武力衝突1カ月、続く情報戦 外交団が各国行脚、対話進まず 印パ

【ニューデリー時事】インドが「対テロ」を名目に隣国パキスタン領内を攻撃してから7日で1カ月。 米国の仲介もあり、武力衝突は4日間で収まったが、印パ両国はその後も国内外で情報戦を展開している。 5月10日の停戦合意後、インドは自国の立場への支持を訴えるため日本を含む30カ国以上に超党派議員団を派遣した。6月上旬の米国訪問団を率いたシャシ・タルール下院議員はインドメディアに「テロとの戦いに対する無条件の連帯と軍事作戦の必要性への完全な理解を得られた」と手応えを語った。 国内では、パキスタンのためにスパイ行為を働いた容疑でユーチューバーを相次いで逮捕するなど、取り締まりを強化している。 パキスタンも議員団を各国に送った。
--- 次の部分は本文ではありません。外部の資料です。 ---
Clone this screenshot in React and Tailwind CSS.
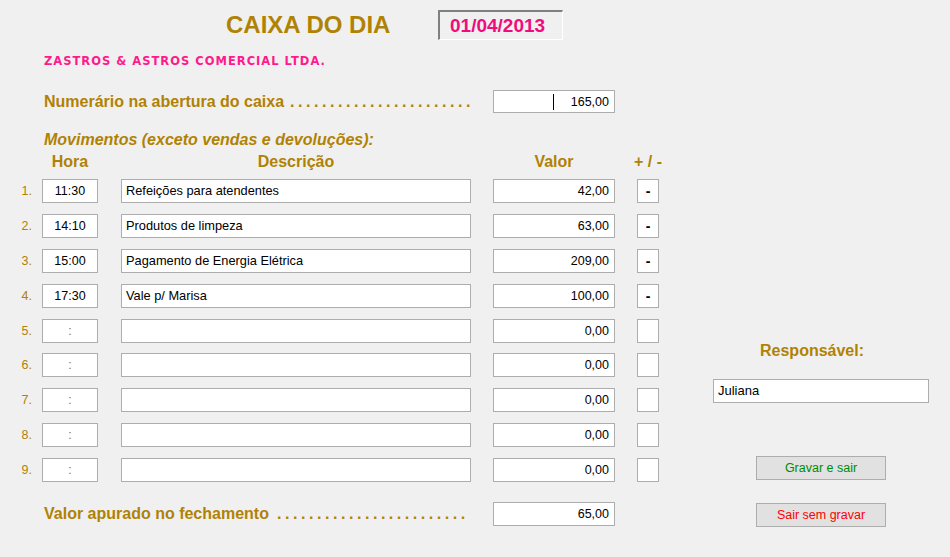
import React from "react";

// ─── Data ─────────────────────────────────────────────────────────────────────
const MOVIMENTOS = [
  { hora: "11:30", desc: "Refeições para atendentes", valor: "42,00", sinal: "-" },
  { hora: "14:10", desc: "Produtos de limpeza", valor: "63,00", sinal: "-" },
  { hora: "15:00", desc: "Pagamento de Energia Elétrica", valor: "209,00", sinal: "-" },
  { hora: "17:30", desc: "Vale p/ Marisa", valor: "100,00", sinal: "-" },
  { hora: "", desc: "", valor: "0,00", sinal: "" },
  { hora: "", desc: "", valor: "0,00", sinal: "" },
  { hora: "", desc: "", valor: "0,00", sinal: "" },
  { hora: "", desc: "", valor: "0,00", sinal: "" },
  { hora: "", desc: "", valor: "0,00", sinal: "" },
];

const field = "bg-white border border-[#adadad] h-[24px] flex items-center";

// ─── Dotted leader ────────────────────────────────────────────────────────────
function Dots({ count, className = "" }) {
  return (
    <span className={`tracking-[3.55px] whitespace-nowrap ${className}`}>
      {".".repeat(count)}
    </span>
  );
}

// ─── One movement row ─────────────────────────────────────────────────────────
function Row({ n, item }) {
  const empty = !item.hora;
  return (
    <div className="flex items-center h-[24px] text-[12.5px] font-normal text-black">
      <div className="w-[42px] text-right pr-[10px] text-[#b08204]">{n}.</div>
      <div className={`${field} w-[56px] justify-center`}>
        {empty ? <span className="text-[#a86a20]">:</span> : item.hora}
      </div>
      <div className={`${field} ml-[23px] w-[350px] pl-[4px] text-[12.8px]`}>
        {item.desc}
      </div>
      <div className={`${field} ml-[22px] w-[122px] justify-end pr-[5px]`}>
        {item.valor}
      </div>
      <div className={`${field} ml-[22px] w-[22px] justify-center font-bold text-[14px]`}>
        {item.sinal}
      </div>
    </div>
  );
}

export default function App() {
  return (
    <div className="w-[950px] h-[557px] bg-[#f0f0f0] flex overflow-hidden font-['Liberation_Sans',Arial,sans-serif] text-[#b08204] font-bold text-[16px] leading-[18px]">
      {/* ── Left column ── */}
      <div className="w-[670px] flex flex-col pt-[10px]">
        {/* Header */}
        <div className="flex items-center h-[30px]">
          <div className="w-[438px] pl-[226px] text-[24px] leading-[28px]">
            CAIXA DO DIA
          </div>
          <div className="w-[125px] h-[30px] flex items-center pl-[10px] border-t-2 border-l-2 border-r border-b border-t-[#808080] border-l-[#808080] border-r-white border-b-white text-[19px] leading-[22px] text-[#f00c7c]">
            01/04/2013
          </div>
        </div>

        <div className="mt-[14px] pl-[44px] text-[11.5px] leading-[14px] tracking-[1px] text-[#ff1a8c] font-['DejaVu_Sans',sans-serif]">
          ZASTROS &amp; ASTROS COMERCIAL LTDA.
        </div>

        {/* Opening balance */}
        <div className="mt-[22px] flex items-center h-[23px]">
          <div className="w-[493px] pl-[44px] flex items-center">
            <span>Numerário na abertura do caixa</span>
            <Dots count={23} className="ml-[6px]" />
          </div>
          <div className="bg-white border border-[#adadad] w-[122px] h-[23px] flex items-center justify-end pr-[5px] text-[12.5px] font-normal text-black">
            <span className="w-[1px] h-[16px] bg-black mr-[17px]" />
            165,00
          </div>
        </div>

        <div className="mt-[18px] pl-[44px] italic">
          Movimentos (exceto vendas e devoluções):
        </div>

        {/* Column headers */}
        <div className="mt-[4px] flex h-[18px]">
          <div className="w-[42px]" />
          <div className="w-[56px] text-center">Hora</div>
          <div className="ml-[23px] w-[350px] text-center">Descrição</div>
          <div className="ml-[22px] w-[122px] text-center">Valor</div>
          <div className="ml-[22px] w-[22px] flex justify-center whitespace-nowrap">
            + / -
          </div>
        </div>

        {/* Rows */}
        <div className="mt-[8px] flex flex-col gap-[10.875px]">
          {MOVIMENTOS.map((item, i) => (
            <Row key={i} n={i + 1} item={item} />
          ))}
        </div>

        {/* Closing balance */}
        <div className="mt-[20px] flex items-center h-[24px]">
          <div className="w-[493px] pl-[44px] flex items-center">
            <span>Valor apurado no fechamento</span>
            <Dots count={24} className="ml-[8px]" />
          </div>
          <div className={`${field} w-[122px] justify-end pr-[5px] text-[12.5px] font-normal text-black`}>
            65,00
          </div>
        </div>
      </div>

      {/* ── Right column ── */}
      <div className="w-[280px] flex flex-col pt-[342px]">
        <div className="ml-[90px]">Responsável:</div>
        <div className={`${field} mt-[19px] ml-[43px] w-[216px] pl-[4px] text-[13px] font-normal text-black`}>
          Juliana
        </div>
        <button className="mt-[53px] ml-[86px] w-[130px] h-[24px] bg-[#e1e1e1] border border-[#adadad] text-[12.5px] font-normal text-[#008a00]">
          Gravar e sair
        </button>
        <button className="mt-[23px] ml-[86px] w-[130px] h-[24px] bg-[#e1e1e1] border border-[#adadad] text-[12.5px] font-normal text-[#ff0000]">
          Sair sem gravar
        </button>
      </div>
    </div>
  );
}
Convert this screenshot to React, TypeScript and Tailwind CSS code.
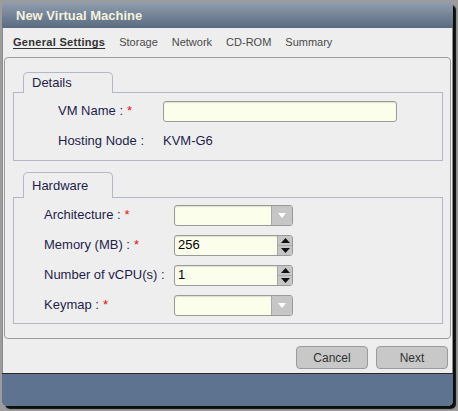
import React from "react";

const font = { fontFamily: '"Liberation Sans", Arial, sans-serif' };

const Req = () => <span className="text-[#e01010] ml-[4px]">*</span>;

const TextBox = ({ width, value }: { width: string; value?: string }) => (
  <div
    className={`${width} h-[21px] rounded-[3px] border border-[#9a9a9a] bg-[#fcfeec] shadow-[inset_0_1px_1px_rgba(0,0,0,0.12)] flex items-center pl-[3px] text-[13px] text-black`}
  >
    {value}
  </div>
);

const Select = () => (
  <div className="w-[119px] h-[21px] rounded-[3px] border border-[#9a9a9a] bg-[#fcfeec] shadow-[inset_0_1px_1px_rgba(0,0,0,0.12)] flex overflow-hidden">
    <div className="flex-1" />
    <div className="w-[21px] h-full bg-[#c6c6c6] border-l border-[#a8a8a8] flex items-center justify-center">
      <svg width="8" height="5" viewBox="0 0 8 5">
        <path d="M0 0h8L4 5z" fill="#ffffff" />
      </svg>
    </div>
  </div>
);

const Spinner = ({ value }: { value: string }) => (
  <div className="w-[119px] h-[21px] rounded-[3px] border border-[#9a9a9a] bg-[#fcfeec] shadow-[inset_0_1px_1px_rgba(0,0,0,0.12)] flex overflow-hidden">
    <div className="flex-1 flex items-center pl-[3px] text-[13px] text-black">{value}</div>
    <div className="w-[15px] h-full bg-[#c6c6c6] border-l border-[#a8a8a8] flex flex-col">
      <div className="flex-1 flex items-center justify-center border-b border-[#a8a8a8]">
        <svg width="9" height="5" viewBox="0 0 9 5">
          <path d="M4.5 0L9 5H0z" fill="#111111" />
        </svg>
      </div>
      <div className="flex-1 flex items-center justify-center">
        <svg width="9" height="5" viewBox="0 0 9 5">
          <path d="M0 0h9L4.5 5z" fill="#111111" />
        </svg>
      </div>
    </div>
  </div>
);

const Legend = ({ label, height }: { label: string; height: string }) => (
  <div className="flex pl-[10px]">
    <div
      className={`w-[90px] ${height} -mb-px relative z-10 rounded-t-[5px] border border-b-0 border-[#b3b7c8] bg-[#eeeeee] flex items-center pl-[8px] text-[13px] text-[#1e1e4c]`}
    >
      {label}
    </div>
  </div>
);

const Row = ({ children }: { children: React.ReactNode }) => (
  <div className="h-[30px] flex items-center">{children}</div>
);

export default function App() {
  return (
    <div className="w-[458px] h-[411px] bg-[#9c9c9c] pl-[2px] pt-[2px] overflow-hidden" style={font}>
      <div className="w-[451px] h-[404px] flex flex-col rounded-[5px] shadow-[3px_3px_1px_#0d0d0d]">
        {/* title bar */}
        <div className="h-[26px] rounded-t-[5px] bg-gradient-to-b from-[#919eae] to-[#5a6b81] flex items-center pl-[14px] pt-[2px] text-[13px] font-bold text-[#f4f3df]">
          New Virtual Machine
        </div>

        {/* body */}
        <div className="h-[345px] bg-[#eeeeee] border-l border-r border-[#8c8c8c] flex flex-col">
          <div className="h-[29px] flex items-center gap-[14px] pl-[10px] text-[11px] text-[#4a4a4a]">
            <span className="font-bold tracking-[0.3px] underline underline-offset-2 text-[#333333]">General Settings</span>
            <span>Storage</span>
            <span>Network</span>
            <span>CD-ROM</span>
            <span>Summary</span>
          </div>

          <div className="ml-[1px] w-[447px] h-[282px] rounded-[4px] border border-[#9c9c9c] pt-[14px] px-[8px]">
            <Legend label="Details" height="h-[21px]" />
            <div className="w-[430px] border border-[#b3b7c8] pt-[3px] pb-[4px] pl-[44px]">
              <Row>
                <div className="w-[105px] text-[13px] text-[#1e1e4c]">
                  VM Name :<Req />
                </div>
                <TextBox width="w-[234px]" />
              </Row>
              <Row>
                <div className="w-[105px] text-[13px] text-[#1e1e4c]">Hosting Node :</div>
                <div className="text-[13px] text-[#1e1e4c]">KVM-G6</div>
              </Row>
            </div>

            <div className="h-[11px]" />
            <Legend label="Hardware" height="h-[26px]" />
            <div className="w-[430px] border border-[#b3b7c8] pt-[2px] pb-[3px] pl-[30px]">
              <Row>
                <div className="w-[130px] text-[13px] text-[#1e1e4c]">
                  Architecture :<Req />
                </div>
                <Select />
              </Row>
              <Row>
                <div className="w-[130px] text-[13px] text-[#1e1e4c]">
                  Memory (MB) :<Req />
                </div>
                <Spinner value="256" />
              </Row>
              <Row>
                <div className="w-[130px] text-[13px] text-[#1e1e4c]">Number of vCPU(s) :</div>
                <Spinner value="1" />
              </Row>
              <Row>
                <div className="w-[130px] text-[13px] text-[#1e1e4c]">
                  Keymap :<Req />
                </div>
                <Select />
              </Row>
            </div>
          </div>

          <div className="flex justify-end gap-[8px] pr-[4px] pt-[7px]">
            <button className="w-[72px] h-[23px] rounded-[4px] border border-[#9a9a9a] bg-[#c8c8c8] text-[12px] text-[#333333]">
              Cancel
            </button>
            <button className="w-[72px] h-[23px] rounded-[4px] border border-[#9a9a9a] bg-[#c8c8c8] text-[12px] text-[#333333]">
              Next
            </button>
          </div>
        </div>

        {/* footer */}
        <div className="flex-1 border-t border-[#2a2a2a] bg-[#5e7390] rounded-b-[5px]" />
      </div>
    </div>
  );
}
パキスタン政府が武力衝突のきっかけとなった4月22日のテロを支援したとのインド側の主張について、根拠がないと改めて主張。印パが領有権を争うカシミール地方を巡る問題解決に国連の仲介を求めた。 インドを返り討ちにしたとの国内向けの宣伝にも余念がない。「比類ないリーダーシップで歴史的勝利を達成した」(首相府)と軍部トップであるムニール陸軍参謀長の功績をたたえ、「元帥」に昇格させた。 南西部バルチスタン州で5月下旬に起きた通学バスの爆破テロでは、シャリフ首相が「インドの支援を受けたテロリストによる攻撃」と主張。インドこそがテロ組織を支援しているとアピールした。 テロ以降、印パが互いに打ち出した国境閉鎖や貿易停止といった措置が解除されるめどは立っていない。特にインドが一方的に宣言したインダス川水資源利用協定の履行停止は、下流に位置するパキスタンにとって死活問題。履行再開を求めインド側に対話を呼び掛けている。 しかし、インド外務省のジャイスワル報道官は「パキスタンが国境を越えたテロへの支援を確実かつ不可逆的な形でやめない限り、(協定は)停止したままだ」と述べ、対話に応じる姿勢を見せていない。